▶ **WORK TO COMPLETE**
Go through the material below and copy each line where the word "index" appears.

▶ **DATASET CONTENT**
....
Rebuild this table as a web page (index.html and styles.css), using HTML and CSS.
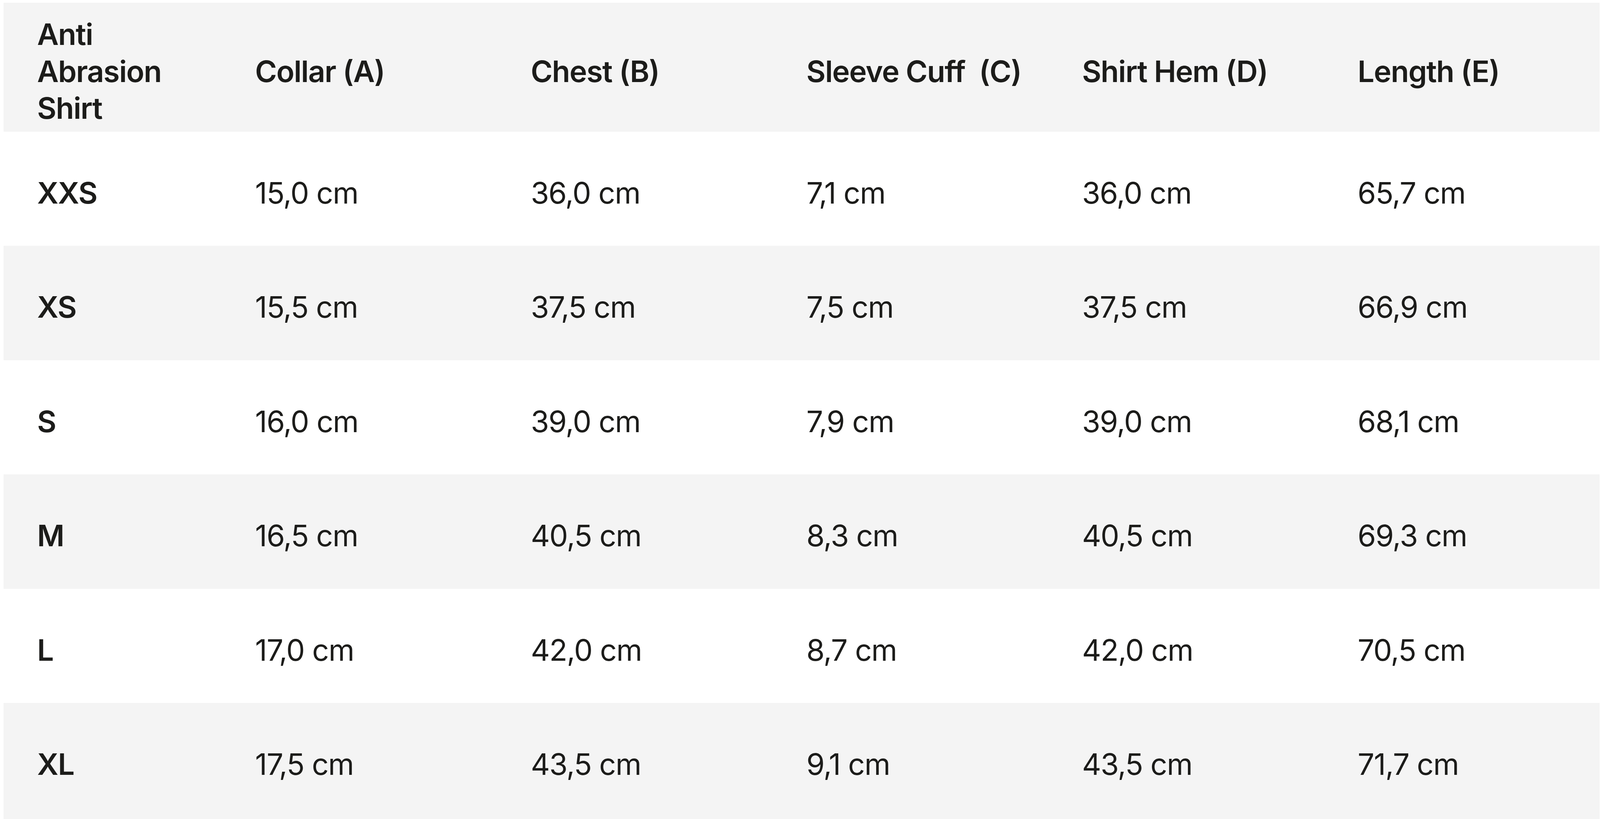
FILE: index.html
```html
<!DOCTYPE html>
<html lang="en">
<head>
<meta charset="utf-8">
<title>Anti Abrasion Shirt – Size chart</title>
<link rel="stylesheet" href="styles.css">
</head>
<body>
<div class="size-table" role="table">
  <div class="row head" role="row">
    <div class="cell first" role="columnheader">Anti Abrasion Shirt</div>
    <div class="cell" role="columnheader">Collar (A)</div>
    <div class="cell" role="columnheader">Chest (B)</div>
    <div class="cell" role="columnheader">Sleeve Cuff&nbsp; (C)</div>
    <div class="cell" role="columnheader">Shirt Hem (D)</div>
    <div class="cell" role="columnheader">Length (E)</div>
  </div>
  <div class="row" role="row">
    <div class="cell size" role="rowheader">XXS</div>
    <div class="cell" role="cell">15,0 cm</div>
    <div class="cell" role="cell">36,0 cm</div>
    <div class="cell" role="cell">7,1 cm</div>
    <div class="cell" role="cell">36,0 cm</div>
    <div class="cell" role="cell">65,7 cm</div>
  </div>
  <div class="row alt" role="row">
    <div class="cell size" role="rowheader">XS</div>
    <div class="cell" role="cell">15,5 cm</div>
    <div class="cell" role="cell">37,5 cm</div>
    <div class="cell" role="cell">7,5 cm</div>
    <div class="cell" role="cell">37,5 cm</div>
    <div class="cell" role="cell">66,9 cm</div>
  </div>
  <div class="row" role="row">
    <div class="cell size" role="rowheader">S</div>
    <div class="cell" role="cell">16,0 cm</div>
    <div class="cell" role="cell">39,0 cm</div>
    <div class="cell" role="cell">7,9 cm</div>
    <div class="cell" role="cell">39,0 cm</div>
    <div class="cell" role="cell">68,1 cm</div>
  </div>
  <div class="row alt" role="row">
    <div class="cell size" role="rowheader">M</div>
    <div class="cell" role="cell">16,5 cm</div>
    <div class="cell" role="cell">40,5 cm</div>
    <div class="cell" role="cell">8,3 cm</div>
    <div class="cell" role="cell">40,5 cm</div>
    <div class="cell" role="cell">69,3 cm</div>
  </div>
  <div class="row" role="row">
    <div class="cell size" role="rowheader">L</div>
    <div class="cell" role="cell">17,0 cm</div>
    <div class="cell" role="cell">42,0 cm</div>
    <div class="cell" role="cell">8,7 cm</div>
    <div class="cell" role="cell">42,0 cm</div>
    <div class="cell" role="cell">70,5 cm</div>
  </div>
  <div class="row alt last" role="row">
    <div class="cell size" role="rowheader">XL</div>
    <div class="cell" role="cell">17,5 cm</div>
    <div class="cell" role="cell">43,5 cm</div>
    <div class="cell" role="cell">9,1 cm</div>
    <div class="cell" role="cell">43,5 cm</div>
    <div class="cell" role="cell">71,7 cm</div>
  </div>
</div>
</body>
</html>
```
FILE: styles.css
```css
html, body {
  margin: 0;
  padding: 0;
  background: #ffffff;
}

body {
  font-family: Inter, "Noto Sans", "Liberation Sans", sans-serif;
  color: #1c1c1a;
  overflow: hidden;
}

.size-table {
  margin: 7px 0.03vw 0 0.21vw;
  display: flex;
  flex-direction: column;
}

.row {
  display: grid;
  grid-template-columns: 13.655% repeat(5, minmax(0, 1fr));
  background: #ffffff;
  padding: 109px 0 89px;
}

.row.alt,
.row.head {
  background: #f4f4f4;
}

.row.head {
  padding: 33px 0 13px;
}

.row.last {
  padding-bottom: 120px;
}

.cell {
  display: flex;
  align-items: center;
  min-width: 0;
  padding: 0 0 0 2.11vw;
  font-size: 76px;
  line-height: 94.5px;
  font-weight: 400;
  letter-spacing: -0.02em;
  white-space: nowrap;
}

.head .cell,
.cell.size {
  font-weight: 600;
}

.head .cell.first {
  white-space: normal;
  padding-right: 2vw;
}
```
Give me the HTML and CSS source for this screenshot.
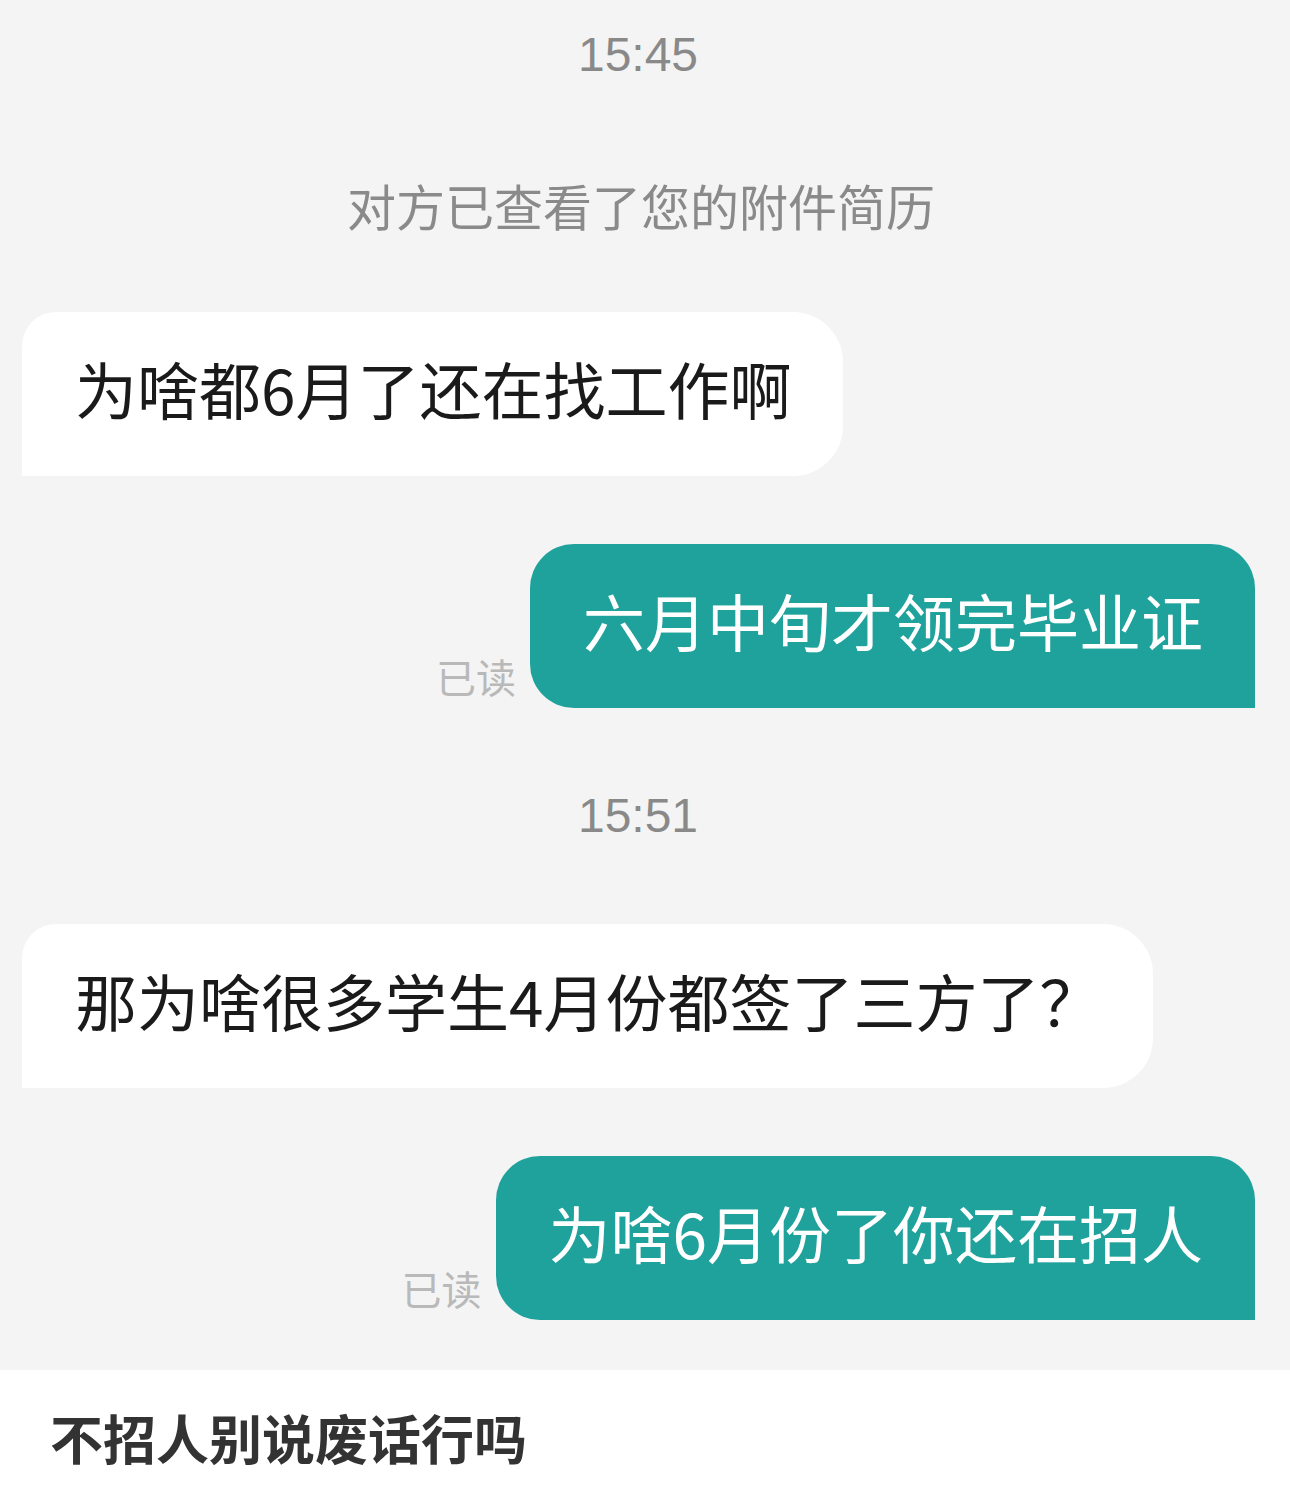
....
▶ **FINAL RESULT**
Rebuild this table as a web page (index.html and styles.css), using HTML and CSS.
FILE: index.html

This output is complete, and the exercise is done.